[Raw records]
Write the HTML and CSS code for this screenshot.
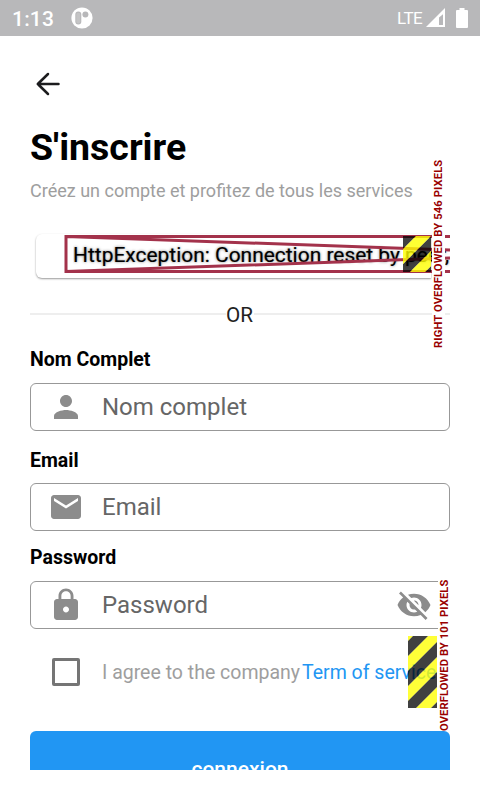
FILE: index.html
```html
<!DOCTYPE html>
<html lang="fr">
<head>
<meta charset="utf-8">
<title>S'inscrire</title>
<link rel="stylesheet" href="styles.css">
</head>
<body>
<header class="status">
  <span class="clock">1:13</span>
  <svg class="app" width="22" height="22" viewBox="0 0 22 22"><circle cx="11" cy="11" r="10.6" fill="#fff"/><rect x="4.300" y="4.500" width="6" height="13" rx="3" fill="#b8b8ba"/><rect x="5.300" y="5.800" width="4" height="10.600" rx="1.800" fill="#c4c4c5"/><circle cx="14.400" cy="7.400" r="3" fill="#b8b8ba"/></svg>
  <span class="lte">LTE</span>
  <svg class="signal" width="20" height="20" viewBox="0 0 20 20"><path fill="#fff" fill-rule="evenodd" d="M0 19L19 0V19ZM13 9.500V17H17V6.200Z"/></svg>
  <svg class="battery" width="12" height="20" viewBox="0 0 12 20"><path fill="#fff" d="M3.500 0h5v2H11q1 0 1 1v16q0 1-1 1H1q-1 0-1-1V3q0-1 1-1h2.500z"/></svg>
</header>
<main class="page">
  <svg class="back" width="26" height="26" viewBox="0 0 26 26"><path d="M13 3L2.800 13L13 23M2.800 13H23.500" fill="none" stroke="#1c1c1e" stroke-width="2.500" stroke-linecap="round" stroke-linejoin="round"/></svg>
  <h1>S'inscrire</h1>
  <p class="intro">Créez un compte et profitez de tous les services</p>
  <section class="error">
    <div class="card"></div>
    <div class="message">HttpException: Connection reset by peer, uri</div>
    <svg class="frame" width="386" height="40" viewBox="0 0 386 40"><path fill="none" stroke="#a3324b" stroke-width="3" d="M386 2.500H2V37.500H386M2 2.500L386 16M2 37.500L386 24"/></svg>
    <svg class="stripes" width="28" height="36" viewBox="0 0 28 36"><path fill="#000" fill-opacity=".75" d="M0 0H13L0 13ZM28 0V15L7 36H0V28ZM28 30V36H22Z"/><path fill="#ff0" fill-opacity=".8" d="M13 0H28L0 28V13ZM28 15V30L22 36H7Z"/></svg>
    <div class="overflow top">RIGHT OVERFLOWED BY 546 PIXELS</div>
  </section>
  <div class="divider"><span>OR</span></div>
  <label class="label name">Nom Complet</label>
  <div class="field"><svg class="icon" width="36" height="36" viewBox="0 0 24 24"><path d="M12 12c2.210 0 4-1.790 4-4s-1.790-4-4-4-4 1.790-4 4 1.790 4 4 4zm0 2c-2.670 0-8 1.340-8 4v2h16v-2c0-2.660-5.330-4-8-4z"/></svg><span>Nom complet</span></div>
  <label class="label email">Email</label>
  <div class="field near"><svg class="icon" width="36" height="36" viewBox="0 0 24 24"><path d="M20 4H4c-1.100 0-2 .9-2 2v12c0 1.100.9 2 2 2h16c1.100 0 2-.9 2-2V6c0-1.100-.9-2-2-2zm0 4l-8 5-8-5V6l8 5 8-5v2z"/></svg><span>Email</span></div>
  <label class="label password">Password</label>
  <div class="field"><svg class="icon" width="36" height="36" viewBox="0 0 24 24"><path d="M18 8h-1V6c0-2.760-2.240-5-5-5S7 3.240 7 6v2H6c-1.100 0-2 .9-2 2v10c0 1.100.9 2 2 2h12c1.100 0 2-.9 2-2V10c0-1.100-.9-2-2-2zm-6 9c-1.100 0-2-.9-2-2s.9-2 2-2 2 .9 2 2-.9 2-2 2zm3.100-9H8.900V6c0-1.710 1.390-3.100 3.100-3.100s3.100 1.390 3.100 3.100v2z"/></svg><span>Password</span><svg class="icon eye" width="36" height="36" viewBox="0 0 24 24"><path d="M12 7c2.760 0 5 2.240 5 5 0 .65-.13 1.260-.36 1.830l2.920 2.920c1.510-1.260 2.700-2.890 3.430-4.750-1.730-4.390-6-7.500-11-7.500-1.400 0-2.740.25-3.980.7l2.160 2.160C10.740 7.130 11.350 7 12 7zM2 4.270l2.280 2.280.46.46C3.080 8.300 1.780 10.020 1 12c1.730 4.390 6 7.500 11 7.500 1.550 0 3.030-.3 4.380-.84l.42.42L19.730 22 21 20.730 3.270 3 2 4.270zM7.530 9.800l1.550 1.550c-.05.21-.08.43-.08.65 0 1.660 1.340 3 3 3 .22 0 .44-.03.65-.08l1.550 1.550c-.67.33-1.410.53-2.200.53-2.760 0-5-2.240-5-5 0-.79.2-1.530.53-2.200zm4.310-.78l3.150 3.150.02-.16c0-1.660-1.340-3-3-3l-.17.010z"/></svg></div>
  <div class="terms">
    <i class="check"></i><span class="agree">I agree to the company</span><a>Term of service</a>
    <svg class="hazard" width="29" height="72" viewBox="0 0 29 72"><path fill="#ff0" fill-opacity=".78" d="M0 0H5L0 5ZM20 0H29V6L0 35V20ZM29 21V36L0 65V50ZM29 51V66L23 72H8Z"/><path fill="#000" fill-opacity=".75" d="M5 0H20L0 20V5ZM29 6V21L0 50V35ZM29 36V51L8 72H0V65ZM29 66V72H23Z"/></svg>
    <div class="overflow bottom">OVERFLOWED BY 101 PIXELS</div>
  </div>
  <button class="submit">connexion</button>
</main>
</body>
</html>
```
FILE: styles.css
```css
* { box-sizing: border-box; }
body { margin: 0; background: #fff; font-family: Roboto, sans-serif; color: #000; }
.status { height: 36px; background: #b8b8ba; color: #fff; display: flex; align-items: center; padding: 0 12px; }
.clock { font-size: 21px; font-weight: 500; width: 58.500px; letter-spacing: .2px; padding-top: 1px; }
.lte { font-size: 17px; margin-left: auto; letter-spacing: -.6px; margin-right: 4px; }
.signal { margin-right: 10px; }
.page { height: 734px; padding: 0 30px; overflow: hidden; display: flex; flex-direction: column; }
.back { margin: 35px 0 0 5px; flex: none; }
h1 { margin: 26px 0 0; font-size: 37.500px; line-height: 48px; height: 48px; font-weight: 700; white-space: nowrap; }
.intro { margin: 8px 0 0; font-size: 18px; line-height: 24px; color: #9e9e9e; white-space: nowrap; }
.error { position: relative; height: 48px; margin-top: 31px; flex: none; }
.card { height: 44px; margin: 0 19px 0 6px; border-radius: 6px 0 0 6px; background: #fff; box-shadow: 0 1px 2px #0006; }
.message { position: absolute; left: 43px; top: 8px; width: 377px; overflow: hidden; white-space: nowrap; font-size: 20.950px; line-height: 26px; height: 28px; -webkit-text-stroke: .15px #000; text-shadow: 0 0 3px #0008; }
.frame { position: absolute; left: 34px; top: 0; }
.stripes { position: absolute; left: 373px; top: 2px; }
.overflow { position: absolute; background: #fff; color: #900; font-weight: 700; font-size: 11.200px; line-height: 13px; writing-mode: vertical-rl; transform: rotate(180deg); white-space: nowrap; }
.top { left: 402px; top: -74px; width: 13px; height: 188px; letter-spacing: .12px; }
.bottom { left: 408px; top: -58px; width: 14px; height: 153px; letter-spacing: .08px; }
.divider { display: flex; align-items: center; gap: 1px; margin-top: 19px; height: 26px; font-size: 20.700px; color: #212121; }
.divider span { padding-top: 2px; margin-left: -1px; }
.divider::before, .divider::after { content: ""; flex: 1; height: 2px; background: #eee; }
.label { font-size: 19.500px; line-height: 24px; font-weight: 700; }
.name { margin-top: 21px; }
.email { margin-top: 18px; }
.password { margin-top: 15px; }
.field { flex: none; height: 48px; border: 1.500px solid #989898; border-radius: 6px; display: flex; align-items: center; padding: 0 17px; margin-top: 11px; font-size: 24px; color: #666; }
.field.near { margin-top: 10px; }
.icon { fill: #8c8c8c; margin-right: 18px; flex: none; }
.eye { margin: 0 0 0 auto; }
.terms { position: relative; height: 72px; flex: none; margin-top: 7px; display: flex; align-items: center; white-space: nowrap; font-size: 19.500px; color: #9e9e9e; }
.check { width: 28px; height: 28px; border: 3px solid #757575; border-radius: 2px; margin: 0 22px; flex: none; }
.agree { width: 200px; flex: none; }
.terms a { color: #2196f3; }
.hazard { position: absolute; left: 378px; top: 0; }
.submit { flex: none; margin-top: 23px; width: 420px; height: 75px; border: 0; border-radius: 6px; background: #2196f3; color: #fff; font: 500 21px Roboto, sans-serif; }
```
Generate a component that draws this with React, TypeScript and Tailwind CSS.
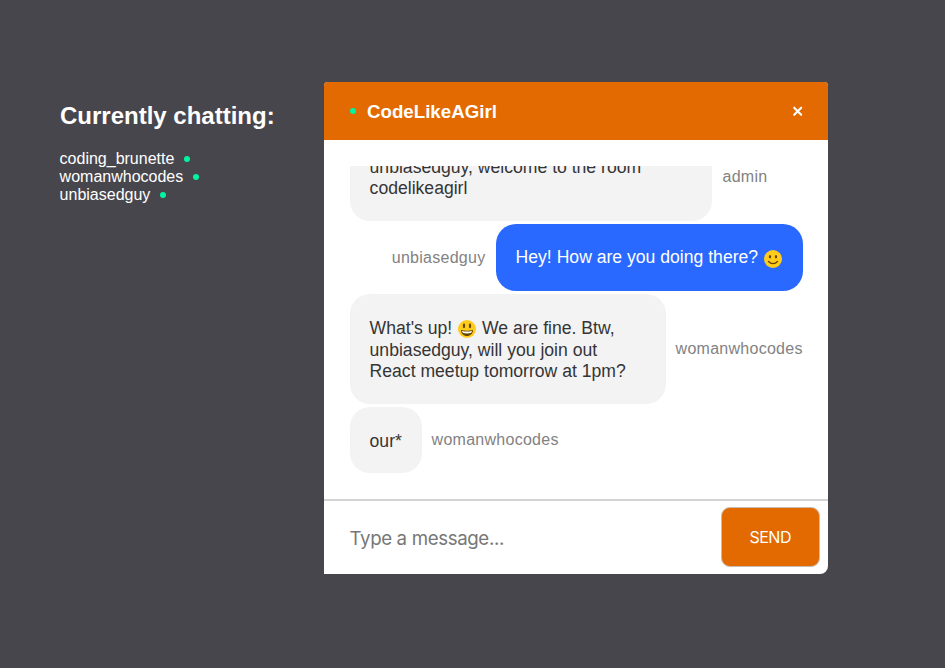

# STATED GOAL
In the entries above, locate every line with the word "this" and copy it.

# THE SOLUTION
Write the HTML and CSS code for this screenshot.
Generate a component that draws this with React, TypeScript and Tailwind CSS.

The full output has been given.